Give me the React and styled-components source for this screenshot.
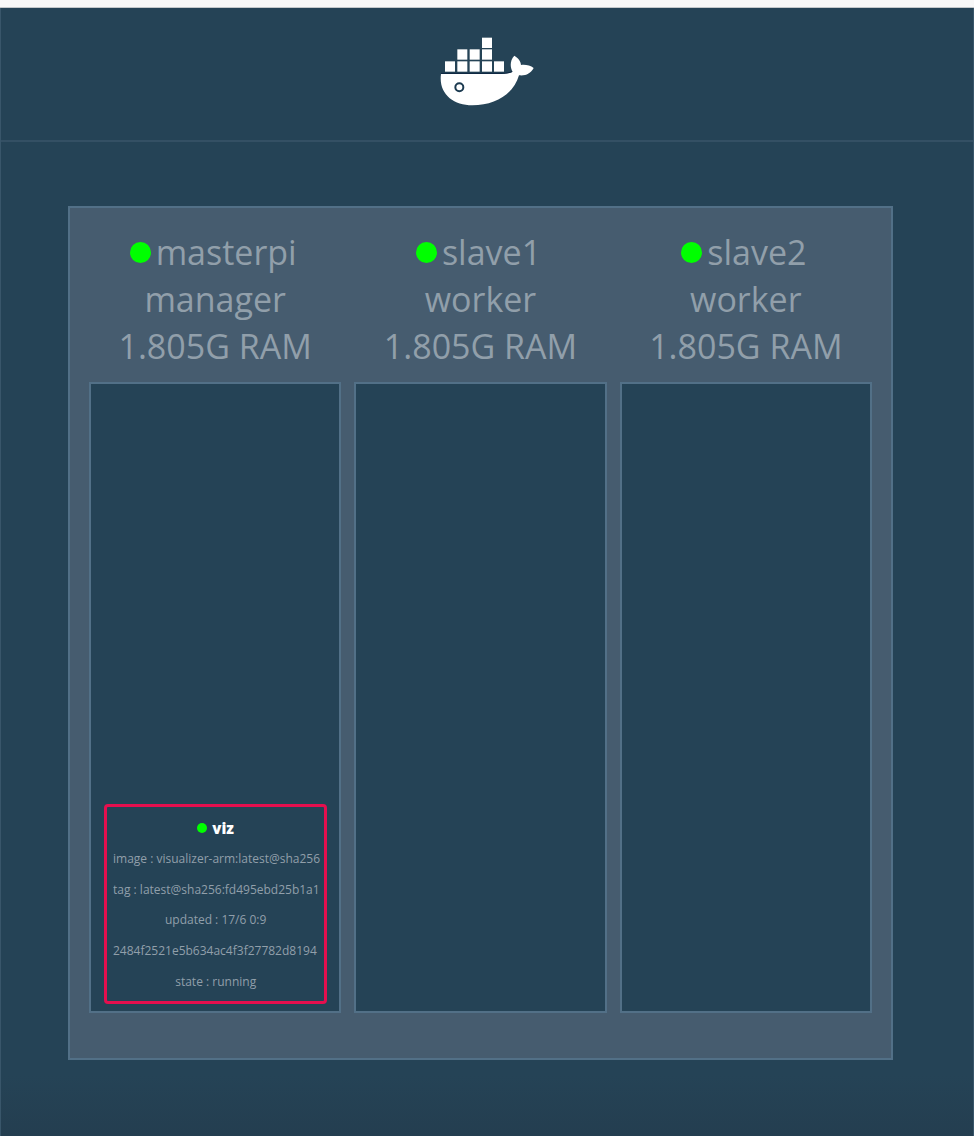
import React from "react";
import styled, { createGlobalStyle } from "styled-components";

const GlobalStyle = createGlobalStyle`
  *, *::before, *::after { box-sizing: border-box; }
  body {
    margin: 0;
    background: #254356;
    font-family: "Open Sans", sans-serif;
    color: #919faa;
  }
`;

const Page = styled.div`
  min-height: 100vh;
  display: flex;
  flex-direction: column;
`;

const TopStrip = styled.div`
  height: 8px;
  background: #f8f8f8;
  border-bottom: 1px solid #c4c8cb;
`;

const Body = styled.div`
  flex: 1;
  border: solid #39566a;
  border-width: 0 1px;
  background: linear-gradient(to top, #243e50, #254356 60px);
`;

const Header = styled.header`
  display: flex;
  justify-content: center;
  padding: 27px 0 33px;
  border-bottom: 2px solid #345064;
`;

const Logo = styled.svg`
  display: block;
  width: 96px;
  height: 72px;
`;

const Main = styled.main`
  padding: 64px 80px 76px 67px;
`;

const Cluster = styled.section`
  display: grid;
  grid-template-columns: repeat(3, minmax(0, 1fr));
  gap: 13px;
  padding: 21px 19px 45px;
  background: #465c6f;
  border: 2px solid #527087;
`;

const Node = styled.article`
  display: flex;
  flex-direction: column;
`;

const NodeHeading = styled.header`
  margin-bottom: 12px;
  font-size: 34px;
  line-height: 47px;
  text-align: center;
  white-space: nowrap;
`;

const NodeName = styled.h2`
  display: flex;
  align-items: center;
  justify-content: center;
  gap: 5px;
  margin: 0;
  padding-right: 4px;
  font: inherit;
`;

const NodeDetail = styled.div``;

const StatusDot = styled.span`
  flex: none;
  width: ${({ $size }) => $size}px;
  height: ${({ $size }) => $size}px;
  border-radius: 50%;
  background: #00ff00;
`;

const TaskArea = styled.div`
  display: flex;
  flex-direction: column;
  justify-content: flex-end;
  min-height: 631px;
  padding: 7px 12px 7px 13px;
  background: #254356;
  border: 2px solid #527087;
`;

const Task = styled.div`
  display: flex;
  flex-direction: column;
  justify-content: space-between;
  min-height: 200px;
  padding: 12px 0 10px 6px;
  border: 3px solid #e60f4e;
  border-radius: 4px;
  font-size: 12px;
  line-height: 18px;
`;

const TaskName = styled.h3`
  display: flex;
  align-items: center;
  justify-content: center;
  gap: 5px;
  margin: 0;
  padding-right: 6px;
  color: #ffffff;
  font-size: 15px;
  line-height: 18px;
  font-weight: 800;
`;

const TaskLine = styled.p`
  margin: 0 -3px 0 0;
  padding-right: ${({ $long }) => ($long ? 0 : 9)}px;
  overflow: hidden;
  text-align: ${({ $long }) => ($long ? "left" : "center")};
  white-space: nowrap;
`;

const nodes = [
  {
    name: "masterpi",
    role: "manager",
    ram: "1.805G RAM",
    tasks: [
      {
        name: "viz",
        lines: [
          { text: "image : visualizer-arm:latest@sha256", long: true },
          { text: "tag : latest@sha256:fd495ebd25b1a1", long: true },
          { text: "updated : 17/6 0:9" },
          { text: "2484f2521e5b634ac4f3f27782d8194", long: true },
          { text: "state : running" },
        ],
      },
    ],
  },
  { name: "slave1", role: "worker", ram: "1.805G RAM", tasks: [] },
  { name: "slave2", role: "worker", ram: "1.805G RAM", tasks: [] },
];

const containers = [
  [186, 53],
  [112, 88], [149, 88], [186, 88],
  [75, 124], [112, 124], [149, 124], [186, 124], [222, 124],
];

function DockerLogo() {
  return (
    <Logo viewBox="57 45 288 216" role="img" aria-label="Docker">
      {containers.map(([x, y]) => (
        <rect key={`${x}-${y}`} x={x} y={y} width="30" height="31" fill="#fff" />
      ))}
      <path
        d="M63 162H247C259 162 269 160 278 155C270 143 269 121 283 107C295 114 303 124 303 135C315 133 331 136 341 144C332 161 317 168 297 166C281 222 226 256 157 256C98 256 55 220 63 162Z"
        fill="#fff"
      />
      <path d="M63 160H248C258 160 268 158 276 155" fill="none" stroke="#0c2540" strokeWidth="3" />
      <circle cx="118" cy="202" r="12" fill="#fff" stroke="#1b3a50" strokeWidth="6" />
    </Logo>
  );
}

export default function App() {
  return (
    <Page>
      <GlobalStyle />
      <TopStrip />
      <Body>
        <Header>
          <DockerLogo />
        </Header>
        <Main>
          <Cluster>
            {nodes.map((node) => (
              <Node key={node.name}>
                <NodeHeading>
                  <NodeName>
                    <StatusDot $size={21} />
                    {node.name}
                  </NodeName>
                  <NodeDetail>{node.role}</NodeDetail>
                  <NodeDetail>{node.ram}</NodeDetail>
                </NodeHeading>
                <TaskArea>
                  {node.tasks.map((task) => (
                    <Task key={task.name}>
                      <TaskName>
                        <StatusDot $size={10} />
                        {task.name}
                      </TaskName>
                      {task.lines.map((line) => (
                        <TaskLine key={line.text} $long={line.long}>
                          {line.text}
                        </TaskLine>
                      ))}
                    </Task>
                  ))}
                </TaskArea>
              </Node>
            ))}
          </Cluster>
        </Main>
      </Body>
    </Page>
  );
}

· · · ·

Track down every line holding the string "React" and copy it.

### The solution
Give me the React and styled-components source for this screenshot.
import React from "react";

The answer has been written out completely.